Each of these avenues provides unique insights into how different types of movements – both made and observed – can enhance learning and cognitive processing.

  1. Physical activity and cognitive enhancement. The research suggests that physical activities, ranging from complex exercises to simple gestures, can significantly improve cognitive processing and learning. The study presents evidence that both strenuous and mild physical activities have beneficial effects on brain functions and learning outcomes, with the nature and timing of the movements playing a critical role.
  2. Generative learning through movement. Generative learning, characterised by personal connections to knowledge, is effectively facilitated through physical movements like drawing, gesturing, and object manipulation. This avenue focuses on how personal and creative movements, as opposed to mere copying, can enhance the learning experience.
  3. Offloaded cognition. This concept involves distributing cognitive processing to the hands and objects in the environment, aiding working memory and learning. The study highlights how gestures and object manipulations can reduce the cognitive load, especially for tasks with higher complexity or for individuals with lower working memory capacity.
  4. Specialised processor for human movement. Observing human movements activates specific neural processes in the brain, different from those used for processing auditory or visuospatial information. This specialised processing can lead to richer representations in working memory and improve learning outcomes.
  5. Signalling in learning. The study also highlights the importance of signalling in learning, where human gestures or movements can effectively guide learners’ attention to relevant information, thereby enhancing understanding and retention.
  6. Social cognition in learning. Social cognition, involving the interpretation of nonverbal cues like gestures, plays a crucial role in both making and observing movements. This avenue emphasises the communicative power of gestures and object manipulations in educational contexts.

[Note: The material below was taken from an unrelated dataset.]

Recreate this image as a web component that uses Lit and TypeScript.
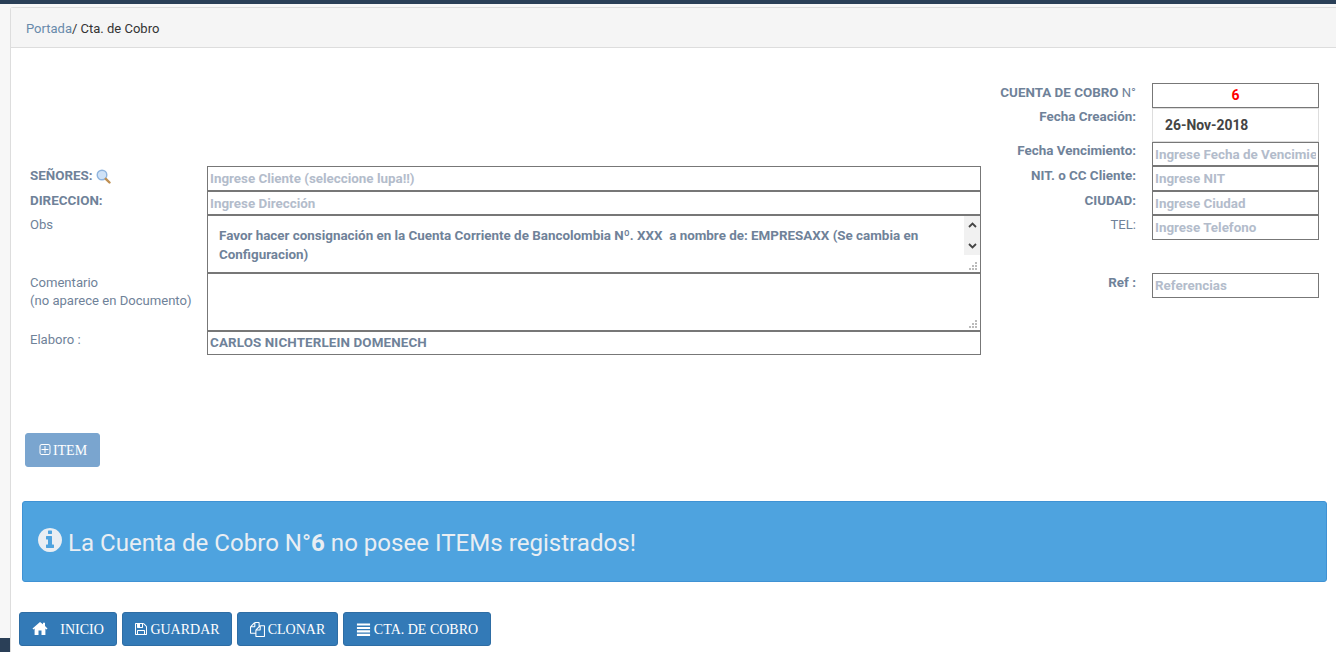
import { LitElement, html, css, svg } from "lit";
import { customElement } from "lit/decorators.js";

const ico = {
  home: svg`<path d="M8 1 .5 7.600l.9 1L2.600 7.600V14h3.900V9.600h3V14h3.900V7.600l1.200 1 .9-1L13 5V1.800h-2v1.400z"/>`,
  save: svg`<path d="M512 1536h768v-384h-768v384zm896 0h128v-896q0-14-10-38.500t-20-34.500l-281-281q-10-10-34.500-20t-38.500-10v416q0 40-28 68t-68 28h-576q-40 0-68-28t-28-68v-416h-128v1280h128v-416q0-40 28-68t68-28h832q40 0 68 28t28 68v416zm-384-928v-320q0-13-9.500-22.500t-22.500-9.500h-192q-13 0-22.500 9.500t-9.500 22.500v320q0 13 9.500 22.500t22.500 9.500h192q13 0 22.500-9.500t9.500-22.500zm640 32v928q0 40-28 68t-68 28h-1344q-40 0-68-28t-28-68v-1344q0-40 28-68t68-28h928q40 0 88 20t76 48l280 280q28 28 48 76t20 88z"/>`,
  clone: svg`<path d="M1696 384q40 0 68 28t28 68v1216q0 40-28 68t-68 28H736q-40 0-68-28t-28-68v-288H96q-40 0-68-28t-28-68V640q0-40 20-88t48-76L476 68q28-28 76-48t88-20h416q40 0 68 28t28 68v328q68-40 128-40h416zm-544 213L853 896h299V597zM512 213L213 512h299V213zm196 647l316-316V128H640v416q0 40-28 68t-68 28H128v640h512v-256q0-40 20-92t48-80zm956 804V512h-384v416q0 40-28 68t-68 28H768v640h896z"/>`,
  list: svg`<path d="M1 1.500h14v2.200H1zM1 5.200h14v2.200H1zM1 8.900h14v2.200H1zM1 12.600h14v2.200H1z"/>`,
  plus: svg`<path d="M1344 800v64q0 14-9 23t-23 9h-352v352q0 14-9 23t-23 9h-64q-14 0-23-9t-9-23v-352h-352q-14 0-23-9t-9-23v-64q0-14 9-23t23-9h352v-352q0-14 9-23t23-9h64q14 0 23 9t9 23v352h352q14 0 23 9t9 23zm128 448v-832q0-66-47-113t-113-47h-832q-66 0-113 47t-47 113v832q0 66 47 113t113 47h832q66 0 113-47t47-113zm128-832v832q0 119-84.500 203.500t-203.500 84.500h-832q-119 0-203.500-84.500t-84.500-203.500v-832q0-119 84.500-203.500t203.500-84.500h832q119 0 203.500 84.500t84.500 203.500z"/>`,
  info: svg`<path d="M1152 1376v-160q0-14-9-23t-23-9h-96v-512q0-14-9-23t-23-9h-320q-14 0-23 9t-9 23v160q0 14 9 23t23 9h96v320h-96q-14 0-23 9t-9 23v160q0 14 9 23t23 9h448q14 0 23-9t9-23zm-128-896v-160q0-14-9-23t-23-9h-192q-14 0-23 9t-9 23v160q0 14 9 23t23 9h192q14 0 23-9t9-23zm640 416q0 209-103 385.500t-279.500 279.500-385.500 103-385.500-103-279.500-279.500-103-385.500 103-385.500 279.500-279.500 385.500-103 385.500 103 279.500 279.500 103 385.500z"/>`,
};

const grip = html`<svg class="grip" width="8" height="8" viewBox="0 0 8 8"><path d="M6 0h2v2H6zM3 3h2v2H3zM6 3h2v2H6zM0 6h2v2H0zM3 6h2v2H3zM6 6h2v2H6z" fill="#bbb"/></svg>`;

@customElement("app-root")
export class AppRoot extends LitElement {
  static styles = css`
    :host { display: block; width: 1336px; height: 652px; overflow: hidden; background: #f7f7f7; font-family: Roboto, sans-serif; font-size: 13.08px; color: #6f8299; position: relative; }
    * { box-sizing: border-box; }
    .topbar { height: 4px; background: #2a3f57; }
    .panel { margin: 3px 0 0 10px; height: 645px; background: #fff; border: 1px solid #ddd; border-right: 0; border-bottom: 0; border-top-left-radius: 3px; }
    .crumb { height: 40px; background: #f5f5f5; border-bottom: 1px solid #ddd; padding: 12px 0 0 15px; color: #333; line-height: 18px; font-size: 13px; }
    .crumb span { color: #688aab; }
    .form { display: flex; padding: 35px 0 0 19px; height: 385px; }
    .left { width: 951px; padding-top: 83px; display: flex; flex-direction: column; }
    .row { display: grid; grid-template-columns: 177px 774px; }
    .lab { line-height: 18px; padding-top: 1px; }
    .lab.up { padding-top: 0; }
    .lab b { font-weight: 700; font-size: 13.4px; }
    .right { width: 339px; display: flex; flex-direction: column; }
    .rrow { display: grid; grid-template-columns: 155px 167px; column-gap: 16px; }
    .rrow .lab { text-align: right; }
    input, textarea { display: block; width: 100%; border: 1px solid #777; border-radius: 0; outline: 0; background: #fff; font: 700 13.4px Roboto, sans-serif; color: #6f8299; padding: 2px; margin: 0; }
    input { height: 25px; padding-top: 2px; }
    input::placeholder { color: #b3bccb; opacity: 1; }
    .h24 { height: 24px; }
    input.wide { letter-spacing: .12px; padding-top: 0; }
    .ta { position: relative; height: 58px; }
    textarea { height: 58px; padding: 10px 22px 0 11px; line-height: 19px; resize: none; overflow: hidden; }
    .sb { position: absolute; top: 1px; right: 1px; width: 16px; height: 39px; background: #f1f1f1; display: flex; flex-direction: column; justify-content: space-between; align-items: center; padding: 6px 0; }
    .sb svg { display: block; }
    .grip { position: absolute; right: 4px; bottom: 3px; display: block; }
    .num { height: 25px; border: 1px solid #777; text-align: center; color: #f00; font-weight: 700; font-size: 14px; line-height: 23px; }
    .date { height: 34px; border: 1px solid #ddd; color: #444; font-size: 13.9px; font-weight: 700; padding: 8px 0 0 12px; line-height: 17px; }
    .lupa { vertical-align: -4px; }
    .gap { height: 33px; }
    .btn { display: inline-flex; align-items: center; justify-content: center; height: 34px; padding: 0; border: 1px solid #2e6da4; border-radius: 3px; background: #337ab7; color: #fff; font: 14px "Liberation Serif", serif; }
    .btn span { padding-top: 2px; }
    .btn svg { fill: #fff; display: block; }
    .item { margin-left: 14px; width: 75px; background: #7aa5cf; border-color: #7aa5cf; gap: 1px; }
    .alert { margin: 34px 9px 0 11px; height: 81px; background: #4ea3df; border: 1px solid #3f92d4; border-radius: 3px; color: #e9eef3; font-size: 24.08px; display: flex; align-items: center; padding: 0 15px; gap: 4px; }
    .alert svg { fill: #e9eef3; margin: 0 0 3px -2px; display: block; }
    .alert span { padding-top: 2px; }
    .alert b { font-weight: 700; }
    .bar { display: flex; gap: 5px; margin: 30px 0 0 8px; }
    .w-inicio { width: 98px; gap: 12px; }
    .w-guardar { width: 110px; gap: 2px; }
    .w-clonar { width: 101px; gap: 3px; }
    .w-cta { width: 148px; gap: 3px; }
    .corner { position: absolute; left: 0; bottom: 0; width: 10px; height: 14px; background: #2a3f57; }
  `;

  render() {
    return html`
      <div class="topbar"></div>
      <div class="panel">
        <div class="crumb"><span>Portada</span>/ Cta. de Cobro</div>
        <div class="form">
          <div class="left">
            <div class="row">
              <div class="lab"><b>SEÑORES:</b>
                <svg class="lupa" width="15" height="15" viewBox="0 0 15 15"><circle cx="6" cy="6" r="4.800" fill="#cfe2f7" stroke="#8fb4de" stroke-width="1.400"/><path d="M9.800 9.800 13.500 13.500" stroke="#bf8f52" stroke-width="2.400" stroke-linecap="round"/></svg>
              </div>
              <input placeholder="Ingrese Cliente (seleccione lupa!!)" />
            </div>
            <div class="row"><div class="lab"><b>DIRECCION:</b></div><input class="h24" placeholder="Ingrese Dirección" /></div>
            <div class="row">
              <div class="lab">Obs</div>
              <div class="ta">
                <textarea .value=${"Favor hacer consignación en la Cuenta Corriente de Bancolombia Nº. XXX  a nombre de: EMPRESAXX (Se cambia en Configuracion)"}></textarea>
                <div class="sb">
                  <svg width="9" height="6" viewBox="0 0 9 6"><path d="M1 5l3.500-3.500L8 5" fill="none" stroke="#444" stroke-width="1.800"/></svg>
                  <svg width="9" height="6" viewBox="0 0 9 6"><path d="M1 1l3.500 3.500L8 1" fill="none" stroke="#444" stroke-width="1.800"/></svg>
                </div>
                ${grip}
              </div>
            </div>
            <div class="row">
              <div class="lab">Comentario<br />(no aparece en Documento)</div>
              <div class="ta"><textarea></textarea>${grip}</div>
            </div>
            <div class="row"><div class="lab up">Elaboro :</div><input class="h24 wide" .value=${"CARLOS NICHTERLEIN DOMENECH"} /></div>
          </div>
          <div class="right">
            <div class="rrow"><div class="lab"><b>CUENTA DE COBRO</b> N°</div><div class="num">6</div></div>
            <div class="rrow"><div class="lab up"><b>Fecha Creación:</b></div><div class="date">26-Nov-2018</div></div>
            <div class="rrow"><div class="lab up"><b>Fecha Vencimiento:</b></div><input class="h24" placeholder="Ingrese Fecha de Vencimiento" /></div>
            <div class="rrow"><div class="lab"><b>NIT. o CC Cliente:</b></div><input placeholder="Ingrese NIT" /></div>
            <div class="rrow"><div class="lab"><b>CIUDAD:</b></div><input class="h24" placeholder="Ingrese Ciudad" /></div>
            <div class="rrow"><div class="lab">TEL:</div><input placeholder="Ingrese Telefono" /></div>
            <div class="gap"></div>
            <div class="rrow"><div class="lab"><b>Ref :</b></div><input placeholder="Referencias" /></div>
          </div>
        </div>
        <button class="btn item">
          <svg width="14" height="14" viewBox="0 0 1792 1792">${ico.plus}</svg>
          <span>ITEM</span>
        </button>
        <div class="alert">
          <svg width="28" height="28" viewBox="0 0 1792 1792">${ico.info}</svg>
          <span>La Cuenta de Cobro N°<b>6</b> no posee ITEMs registrados!</span>
        </div>
        <div class="bar">
          <button class="btn w-inicio"><svg width="16" height="16" viewBox="0 0 16 16">${ico.home}</svg><span>INICIO</span></button>
          <button class="btn w-guardar"><svg width="14" height="14" viewBox="0 0 1792 1792">${ico.save}</svg><span>GUARDAR</span></button>
          <button class="btn w-clonar"><svg width="15" height="15" viewBox="0 0 1792 1792">${ico.clone}</svg><span>CLONAR</span></button>
          <button class="btn w-cta"><svg width="15" height="15" viewBox="0 0 16 16">${ico.list}</svg><span>CTA. DE COBRO</span></button>
        </div>
      </div>
      <div class="corner"></div>
    `;
  }
}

Castro-Alonso adds further insight into the implications for educational practice: “The major implication for educational practice is that teachers and instructional designers should consider making gestures and object manipulations when teaching and also foster that students make gestures and object manipulations. This would be most helpful when the learning topic is difficult or fast-paced.”

About future plans, Castro-Alonso shares: “We are five authors from different places, so each of us has its own research interest to pursue. In my case, I would want to see how signalling with the hands is different from signalling without elements (for example, colour coding), or how manipulations are most helpful when the learning material is complex.”

The study concludes with the potential instructional implications of these findings, suggesting innovative directions for future research in learning and instruction based on the principles of embodied cognition.